- Directed by: Alberto De Martino; Antonio Momplet;
- Screenplay by: Francesco De Feo; Alberto De Martino; Anacleto Fontini; Antonio Momplet; Francesco Thellung; Nativdad Zaro;
- Story by: Francesco De Feo; Anacleto Fontini; Francesco Thellung; Nativdad Zaro;
- Produced by: Alberto De Martino; Antonio Momplet;
- Starring: Richard Harrison; Isabelle Corey; Livio Lorenzon; Leo Anchóriz;
- Cinematography: Eloy Mella
- Edited by: Otello Colangeli
- Production companies: Films Columbus; Variety Film Productions; Athena Films;
- Release date: 13 October 1961 (Italy);
- Running time: 105 minutes
- Countries: Italy; Spain;

= The Invincible Gladiator =

The Invincible Gladiator (Italian: Il gladiatore invincibile, Spanish: El gladiador invencible) is a 1961 film directed by Alberto De Martino and Antonio Momplet. The film stars Richard Harrison.

== Plot summary ==
Twelve-year-old royal king Darius, the tyrannical Rabirius, leads Acastus, a member of the Roman Empire. Gladiator Rezius saves the life of Rabirius and is tasked with leading a military expedition to destroy the band of mountain robbers. In the course of his mission, Rezius discovers that the bandits are in fact rebels led by Darius' sister Sira.
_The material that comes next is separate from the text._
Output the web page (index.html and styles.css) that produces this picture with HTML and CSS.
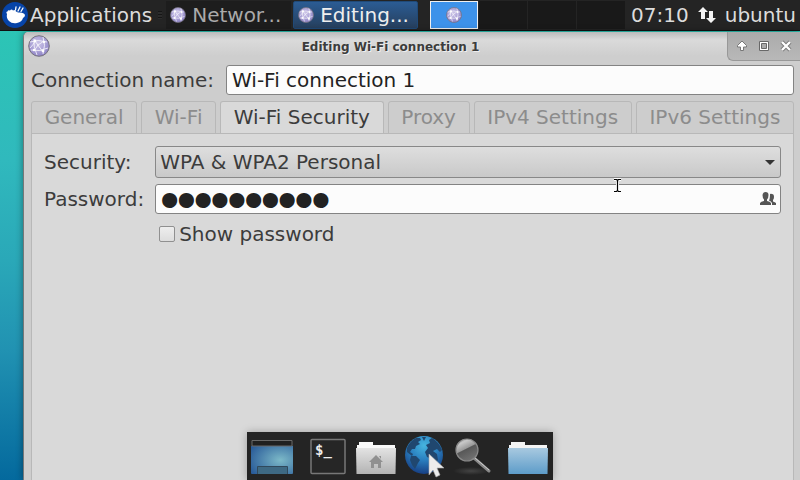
FILE: index.html
```
<!DOCTYPE html>
<html lang="en">
<head>
<meta charset="utf-8">
<title>Editing Wi-Fi connection 1</title>
<link rel="stylesheet" href="styles.css">
</head>
<body>
<svg class="defs" width="0" height="0" aria-hidden="true">
  <defs>
    <radialGradient id="ball" cx="45%" cy="38%" r="62%">
      <stop offset="0" stop-color="#cdc6e8"/><stop offset=".6" stop-color="#aaa1d6"/><stop offset="1" stop-color="#8d82c4"/>
    </radialGradient>
    <symbol id="net" viewBox="0 0 22 22">
      <circle cx="11" cy="11" r="10.3" fill="url(#ball)" stroke="#77737f" stroke-width="1"/>
      <g fill="none" stroke="#fff" stroke-width=".9" opacity=".85">
        <path d="M2 7Q10 4 19 7M6 4Q5 12 9 20M15 2Q18 10 15 19M2 13Q6 9 7 6M3 15Q12 17 20 13M7 6L15 17M16 6Q9 9 6 16"/>
      </g>
      <g fill="#fff"><circle cx="7" cy="6" r="1.4"/><circle cx="16" cy="7" r="1.2"/><circle cx="6" cy="15" r="1.2"/><circle cx="15" cy="16" r="1.4"/></g>
    </symbol>
  </defs>
</svg>
<header class="panel">
  <button class="apps" type="button">
    <svg width="26" height="26" viewBox="0 0 26 26" aria-hidden="true">
      <circle cx="13" cy="13" r="13" fill="#0744a8"/>
      <path fill="#fff" d="M5 12Q3.500 9.500 5.500 9.500Q6 7.500 8 8.500Q9.500 6.500 11 8.500Q13 7 14 9.500L16 10.500Q22 10 23 13Q23 15 21 16Q20 20 15 21Q10 22 7 19Q4 16 5 12Z"/>
      <path d="M16 9L18 5M19 9.500L21 6M13.500 8L14 5" stroke="#fff" stroke-width="1.300" stroke-linecap="round"/>
    </svg>
    <span>Applications</span>
  </button>
  <span class="grip" aria-hidden="true"></span>
  <nav class="tasks">
    <button class="task" type="button"><svg width="16" height="16" aria-hidden="true"><use href="#net"/></svg><span>Networ...</span></button>
    <button class="task active" type="button"><svg width="16" height="16" aria-hidden="true"><use href="#net"/></svg><span>Editing...</span></button>
  </nav>
  <div class="pager">
    <button class="space current" type="button" aria-label="Workspace 1"><svg width="16" height="16" aria-hidden="true"><use href="#net"/></svg></button>
    <button class="space" type="button" aria-label="Workspace 2"></button>
    <button class="space" type="button" aria-label="Workspace 3"></button>
    <button class="space" type="button" aria-label="Workspace 4"></button>
  </div>
  <div class="status">
    <time>07:10</time>
    <svg width="18" height="18" viewBox="0 0 18 18" aria-hidden="true"><path fill="#f4f4f4" d="M5 1L10 6H7V13H3V6H0ZM13 17L8 12H11V5H15V12H18Z"/></svg>
    <span>ubuntu</span>
  </div>
</header>
<main class="window">
  <div class="titlebar">
    <svg width="22" height="22" aria-hidden="true"><use href="#net"/></svg>
    <h1>Editing Wi-Fi connection 1</h1>
    <div class="controls">
      <button type="button" aria-label="Shade"><svg width="12" height="12" viewBox="0 0 12 12"><path d="M6 1L10.500 5.500V7H7.500V10.500H4.500V7H1.500V5.500Z" fill="#fff" stroke="#777"/></svg></button>
      <button type="button" aria-label="Maximize"><svg width="12" height="12" viewBox="0 0 12 12"><path d="M1.500 1.500H10.500V10.500H1.500Z" fill="#fff" stroke="#686868"/><path d="M3.500 3.500H8.500V8.500H3.500Z" fill="#aaa" stroke="#686868"/></svg></button>
      <button type="button" aria-label="Close"><svg width="12" height="12" viewBox="0 0 12 12"><path d="M2 2L10 10M10 2L2 10" stroke="#777" stroke-width="4"/><path d="M2 2L10 10M10 2L2 10" stroke="#fff" stroke-width="2.400"/></svg></button>
    </div>
  </div>
  <form class="editor">
    <div class="name">
      <label for="conn">Connection name:</label>
      <input id="conn" class="field" type="text" value="Wi-Fi connection 1">
    </div>
    <div class="tabs" role="tablist">
      <button type="button" role="tab">General</button>
      <button type="button" role="tab">Wi-Fi</button>
      <button type="button" role="tab" class="selected" aria-selected="true">Wi-Fi Security</button>
      <button type="button" role="tab">Proxy</button>
      <button type="button" role="tab">IPv4 Settings</button>
      <button type="button" role="tab">IPv6 Settings</button>
    </div>
    <section class="page" role="tabpanel">
      <label for="sec">Security:</label>
      <div class="combo">
        <select id="sec"><option>WPA &amp; WPA2 Personal</option></select>
        <svg width="10" height="5" viewBox="0 0 10 5" aria-hidden="true"><path d="M0 0H10L5 5Z" fill="#333"/></svg>
      </div>
      <label for="pass">Password:</label>
      <div class="secret">
        <input id="pass" class="field" type="password" autocomplete="off" value="password10">
        <svg class="people" width="16" height="14" viewBox="0 0 16 14" aria-hidden="true"><path fill="#555" d="M0 13V11Q1 9.500 4 9V7.500Q2.500 6 2.500 3Q3 0 5.500 0Q8.500 0 8.500 3Q8.500 6 7 7.500V9Q10 9.500 11 11V13ZM10 2Q11 1.500 12 2Q14 2 14 5Q14 7 13 8V9.500Q15 10 16 11V13H12V11Q11 9 9 8.500Q10 7 10 2Z"/></svg>
      </div>
      <label class="show"><input type="checkbox"><span>Show password</span></label>
    </section>
  </form>
  <svg class="cursor" width="9" height="15" viewBox="0 0 9 15" aria-hidden="true"><path d="M1 1.500H3.500L4.500 2.500L5.500 1.500H8M4.500 2V13M1 13.500H3.500L4.500 12.500L5.500 13.500H8" fill="none" stroke="#fff" stroke-width="3"/><path d="M1 1.500H3.500L4.500 2.500L5.500 1.500H8M4.500 2V13M1 13.500H3.500L4.500 12.500L5.500 13.500H8" fill="none" stroke="#000" stroke-width="1.200"/></svg>
</main>
<nav class="dock" aria-label="Launchers">
  <button type="button" aria-label="Show desktop"><svg width="48" height="48" viewBox="0 -2 48 48">
    <defs><radialGradient id="desk" cx=".7" cy=".5" r=".8"><stop offset="0" stop-color="#7cb9c8"/><stop offset="1" stop-color="#2a5c99"/></radialGradient></defs>
    <path d="M3 12H45V39Q45 40 44 40H4Q3 40 3 39Z" fill="url(#desk)"/><path d="M4 6.500H44V12H4Z" fill="#202020" stroke="#686868"/><path d="M9.500 40V32.500H39.500V40" fill="#3e6983" stroke="#30495c"/></svg></button>
  <span class="gap" aria-hidden="true"></span>
  <button type="button" aria-label="Terminal"><svg width="48" height="48" viewBox="0 -2 48 48"><rect x="7" y="5.500" width="34" height="34" rx="1" fill="#262626" stroke="#777" stroke-width="1.500"/><text class="prompt" x="11" y="21">$_</text></svg></button>
  <button type="button" aria-label="Home folder"><svg width="48" height="48" viewBox="0 -2 48 48">
    <defs><linearGradient id="home" x2="0" y2="1"><stop offset="0" stop-color="#e3e3e3"/><stop offset="1" stop-color="#b3b3b3"/></linearGradient></defs>
    <path d="M5 14V11H7V8H21V11H43V14Z" fill="#f8f8f8"/><path d="M4 14H44L43.500 40H4.500Z" fill="url(#home)"/><path d="M24 21L31 28H29V34H26V30H22V34H19V28H17ZM27 22H29V25Z" fill="#909090"/></svg></button>
  <button type="button" aria-label="Web browser"><svg width="48" height="48" viewBox="0 -2 48 48">
    <defs><radialGradient id="sea" cx=".5" cy=".25" r=".75"><stop offset="0" stop-color="#46b5df"/><stop offset=".5" stop-color="#2a80c0"/><stop offset="1" stop-color="#173f83"/></radialGradient></defs>
    <circle cx="24" cy="21" r="19" fill="url(#sea)"/>
    <path fill="#20476f" d="M7 14Q10 7 16 4L20 4L21 6L18 8L20 10L16 12L15 15L12 15L10 18L13 20L12 22L7 18ZM11 22L16 22L20 26L18 29L15 35L12 31L10 26ZM22 3L26 3L24 7ZM29 6L32 4Q39 8 42 16L40 18L37 15L33 17L37 20L38 26L34 31L32 25L27 23L25 18L28 14L26 11L30 9Z"/>
    <path d="M29 20V41L33 36L36 43L40 41L37 34H44Z" fill="#ececec" stroke="#aaa" stroke-width=".6"/></svg></button>
  <button type="button" aria-label="Application finder"><svg width="48" height="48" viewBox="0 -2 48 48">
    <defs><linearGradient id="lens" x2=".5" y2="1"><stop offset="0" stop-color="#8a8a8a"/><stop offset=".25" stop-color="#c8c8c8"/><stop offset=".52" stop-color="#999"/><stop offset=".56" stop-color="#585858"/><stop offset="1" stop-color="#707070"/></linearGradient>
    <radialGradient id="shade"><stop offset="0" stop-color="#444"/><stop offset="1" stop-color="#242424"/></radialGradient></defs>
    <ellipse cx="23" cy="37" rx="18" ry="4" fill="url(#shade)"/><path d="M26 24L41 37" stroke="#888" stroke-width="3" stroke-linecap="round"/><path d="M27 24L41 36" stroke="#ccc" stroke-width="1"/><circle cx="19" cy="16" r="11" fill="url(#lens)" stroke="#8a8a8a" stroke-width="1.200"/></svg></button>
  <span class="gap" aria-hidden="true"></span>
  <button type="button" aria-label="Files"><svg width="48" height="48" viewBox="0 -2 48 48">
    <defs><linearGradient id="files" x2="0" y2="1"><stop offset="0" stop-color="#a8c9e0"/><stop offset="1" stop-color="#5d9cc9"/></linearGradient></defs>
    <path d="M5 14V11H7V8H21V11H43V14Z" fill="#f4f4f4"/><path d="M4 14H44L43.500 40H4.500Z" fill="url(#files)"/></svg></button>
</nav>
</body>
</html>
```

FILE: styles.css
```
* { box-sizing: border-box; }
body {
  margin: 0;
  height: 100vh;
  overflow: hidden;
  display: flex;
  flex-direction: column;
  background: linear-gradient(#2cc5b5 30px, #30b9bd 160px, #2aa8b8 260px, #2192b2 350px, #04699d 100%);
  font: 20px/24px "DejaVu Sans", sans-serif;
  color: #3c3c3c;
}
button, input, select { font: inherit; color: inherit; margin: 0; padding: 0; border: 0; background: none; border-radius: 0; }
svg { display: block; flex: none; }
.defs { position: absolute; }

.panel {
  height: 31px;
  flex: none;
  display: flex;
  align-items: center;
  background: #242424;
  border-bottom: 1px solid #111;
  color: #dcdcdc;
  white-space: nowrap;
}
.apps { display: flex; align-items: center; gap: 2px; padding-left: 2px; }
.grip { width: 4px; height: 8px; margin: 0 4px 0 6px; background: repeating-linear-gradient(#161616 0 1px, #2c2c2c 1px 3px); }
.tasks { display: flex; gap: 2px; }
.task {
  width: 125px;
  height: 28px;
  display: flex;
  align-items: center;
  gap: 6px;
  padding-left: 4px;
  background: #1d1d1d;
  color: #aaa;
}
.task.active {
  color: #eee;
  border: 1px solid #204a78;
  border-radius: 2px;
  background: linear-gradient(#2b5c94, #263f5d);
}
.pager { display: flex; gap: 1px; margin-left: 12px; }
.space { width: 48px; height: 28px; background: #191919; display: grid; place-items: center; }
.current { background: #3d92ea; border: 1px solid #f0f0f0; }
.status { margin-left: auto; display: flex; align-items: center; gap: 9px; padding-right: 4px; }

.window {
  position: relative;
  flex: 1;
  margin: 1px 0 0 23px;
  display: flex;
  flex-direction: column;
  background: #cdcdcd;
  border-left: 1px solid #777;
  border-radius: 5px 5px 0 0;
  box-shadow: 0 0 7px #0006;
}
.titlebar {
  height: 32px;
  flex: none;
  display: flex;
  align-items: flex-start;
  padding: 3px 0 0 4px;
  background: linear-gradient(#bbb, #dadada 8px, #cecece 24px);
  border-radius: 5px 5px 0 0;
}
h1 {
  flex: 1;
  margin: 0;
  padding-left: 4px;
  text-align: center;
  font-size: 12px;
  line-height: 24px;
  text-shadow: 1px 1px #eee;
}
.controls {
  display: flex;
  justify-content: space-around;
  width: 73px;
  height: 29px;
  margin-top: -3px;
  padding: 0 3px;
  background: linear-gradient(#aaa, #b8b8b8);
  border: 1px solid #989898;
  border-width: 0 0 1px 1px;
  border-radius: 0 0 0 6px;
}
.controls button { display: grid; place-items: center; width: 18px; }

.editor { flex: 1; display: flex; flex-direction: column; padding: 1px 6px 0 7px; }
.name { display: flex; align-items: center; gap: 12px; }
.field {
  flex: 1;
  width: 100%;
  min-width: 0;
  height: 30px;
  padding: 0 5px;
  background: #fcfcfc;
  color: #222;
  border: 1px solid #838383;
  border-radius: 3px;
}
.tabs { display: flex; gap: 4px; margin: 6px 0 -1px; white-space: nowrap; }
.tabs button {
  flex: 1 1 auto;
  height: 33px;
  padding: 0 12px 2px;
  color: #8c8c8c;
  border: 1px solid #b8b8b8;
  border-radius: 3px 3px 0 0;
}
.tabs .selected { color: #3c3c3c; background: #d9d9d9; border-bottom-color: #d9d9d9; }
.page {
  flex: 1;
  display: grid;
  grid-template-columns: auto 1fr;
  align-content: start;
  align-items: center;
  gap: 6px 11px;
  padding: 12px;
  background: #d9d9d9;
  border: 1px solid #b8b8b8;
  border-bottom: 0;
}
.combo, .secret { display: grid; align-items: center; }
.combo > *, .secret > * { grid-area: 1 / 1; }
.combo svg { justify-self: end; margin-right: 6px; pointer-events: none; }
.combo select {
  appearance: none;
  height: 32px;
  padding: 0 4px;
  background: linear-gradient(#dedede, #c9c9c9);
  border: 1px solid #888;
  border-radius: 3px;
}
.secret .people { justify-self: end; margin-right: 5px; }
#pass { font: 48px/28px "Liberation Sans", sans-serif; -webkit-text-stroke: 2px #222; }
.show { grid-column: 2; display: flex; align-items: center; gap: 4px; padding: 2px 4px; }
.show input {
  appearance: none;
  width: 16px;
  height: 16px;
  border: 1px solid #909090;
  border-radius: 2px;
  background: linear-gradient(#eee, #ddd);
}
.cursor { position: absolute; left: 589px; top: 146px; }

.dock {
  position: absolute;
  left: 50%;
  bottom: 0;
  transform: translateX(-50%);
  display: flex;
  align-items: center;
  padding: 0 1px;
  background: #242424;
  box-shadow: 0 0 8px #0004;
}
.gap { width: 8px; }
.prompt { font: bold 14px "DejaVu Sans Mono", monospace; fill: #eee; }
```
Rezius's gladiator friends raise the people to rebellion, Darius ascends the throne, and Sira and Rezius get each other.

== Cast ==
- Richard Harrison as Rezio
- Isabelle Corey as Sira
- Livio Lorenzon as Ito
- Leo Anchóriz as Rabirio
- José Marco as Vibio
- Ricardo Canales as Semanzio
- Antonio Molino Rojo as Euclante
- Edoardo Nevola as Dario
- Jole Mauro as Xenia
- Giorgio Ubaldi

== Production ==
The film's exterior scenes were shot at Sevilla Film Studios in Sevilla and in La Pedriza, while the interior scenes were filmed at the De Paolis Studios in Rome.

==Release==
The Invincible Gladiator was released in Italy on 31 October 1961. It was released in the United States in September 1963 with a 96-minute running time.